Accurate inventory records are crucial for several reasons:

  1. Financial Accuracy: Precise inventory records ensure that your financial statements reflect the true state of your business. Any discrepancies between your inventory records and actual stock can lead to inaccurate financial reporting, which can affect decision-making and compliance with accounting standards.
  2. Cost of Goods Sold (COGS): Inventory levels directly impact the calculation of COGS. Accurate records help in determining the true cost of goods sold, which in turn affects gross profit and overall profitability.
  3. Profitability: Maintaining accurate inventory records helps identify slow-moving or obsolete stock, enabling better inventory management and cost control. This can improve overall profitability by reducing holding costs and preventing stockouts or overstock situations.

How to Do It

Physical Count:

  • Preparation:
    • Organize the Warehouse: Before starting the count, organize your warehouse or storage area.

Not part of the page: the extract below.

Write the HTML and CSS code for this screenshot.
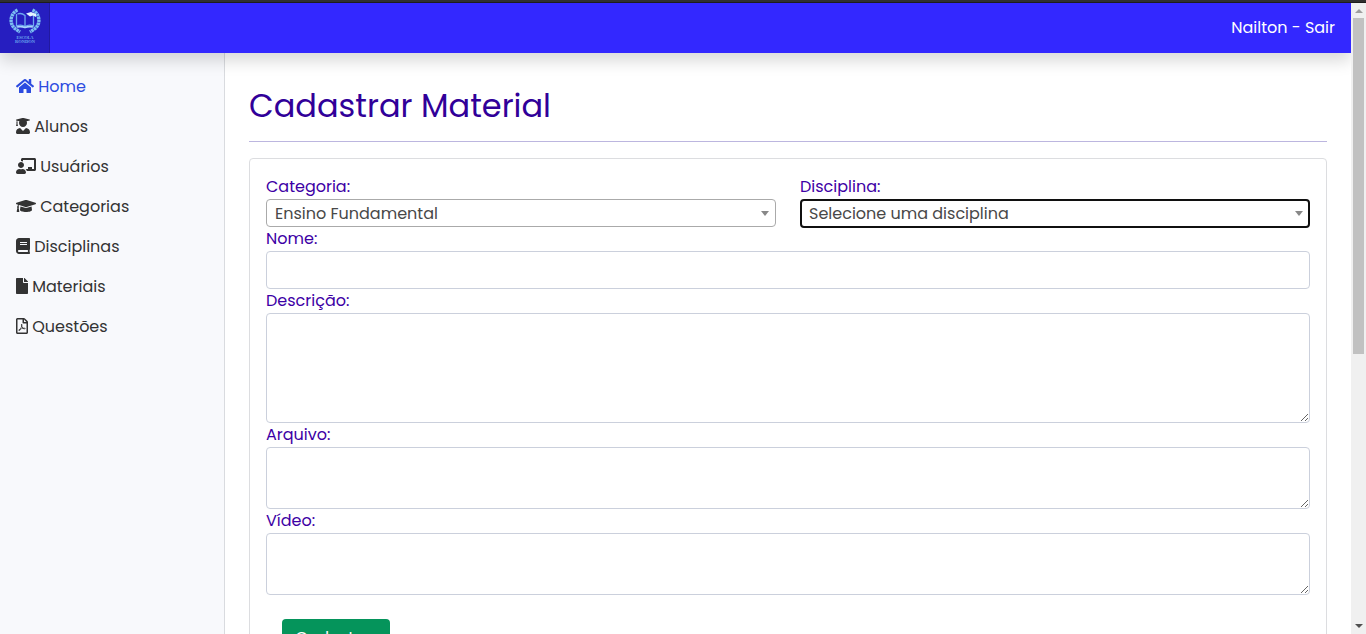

Ensure that all items are easily accessible and clearly labeled. Use shelf labels, bins, and other organizational tools to facilitate the counting process.
    • Inventory List: Generate an up-to-date inventory list from your inventory management system. This list should include item names, SKU numbers, locations, and quantities.
    • Supplies: Gather necessary supplies such as clipboards, counting sheets, pens, barcode scanners, and mobile devices if using inventory software.
  • Counting Team:
    • Team Selection: Assemble a team of trained staff to conduct the count. It’s often helpful to pair counters to verify each other’s counts and reduce errors.
    • Training: Train the team on the counting procedures, the use of counting sheets or software, and how to handle discrepancies. Make sure everyone understands the importance of accuracy.
  • Technology:
    • Barcode Scanners: Utilize barcode scanners or inventory management software to streamline the counting process. These tools can speed up the count, reduce manual errors, and provide real-time updates to your inventory system.
    • Software Integration: Ensure that the barcode scanners or mobile devices are integrated with your inventory management software for seamless data entry and reconciliation.
  • Reconciliation:
    • Initial Reconciliation: After the physical count, reconcile the counted quantities with your inventory records. Investigate and resolve any discrepancies by cross-checking against purchase orders, sales records, and previous counts.
    • Second Count: For items with significant discrepancies, conduct a second count to confirm the accuracy of the initial count.
    • Adjustments: Make necessary adjustments in your inventory management system to reflect the actual counts. Document the reasons for any significant adjustments.

Valuation:

  • Valuation Methods:
    • FIFO (First-In, First-Out): This method assumes that the oldest inventory items are sold first. It is commonly used in industries where inventory items have a limited shelf life or are perishable.
    • LIFO (Last-In, First-Out): This method assumes that the most recently acquired inventory items are sold first. It is often used in industries where prices are rising, as it can result in lower taxable income.
    • Weighted Average: This method calculates the average cost of inventory items, taking into account the cost of goods available for sale and the number of units. It is useful for businesses with a large volume of similar items.
  • Obsolete or Damaged Inventory:
    • Identification: Identify and account for any obsolete, damaged, or expired inventory. These items should be written off or valued at their net realizable value to ensure that your financial statements accurately reflect the true value of your inventory.
    • Segregation: Separate obsolete or damaged items from saleable inventory to avoid confusion during future counts.
  • Documentation:
    • Valuation Process: Document the valuation process and the methods used. This is essential for auditing purposes and for maintaining transparency in your financial reporting.
    • Supporting Records: Keep detailed records of the original purchase cost, the method of valuation applied, and any adjustments made for obsolete or damaged inventory.

Best Practices

  • Regular Inventory Counts: Conduct regular inventory counts throughout the year, not just at year-end. This helps maintain accurate records and reduces the workload during the year-end closing process.
  • Internal Controls: Implement strong internal controls to safeguard your inventory. This includes security measures to prevent theft and procedures for monitoring inventory levels.
  • Training: Ensure that your staff is well-trained in inventory management procedures and the use of inventory management software. Proper training can significantly reduce errors and improve efficiency.

Conclusion

A thorough inventory count and valuation are indispensable for an accurate year-end closing process. By ensuring that your inventory records match the actual stock on hand and applying consistent valuation methods, you can achieve precise financial statements and better overall business performance. Regular inventory management practices, strong internal controls, and staff training are key to maintaining accurate inventory records and maximizing profitability.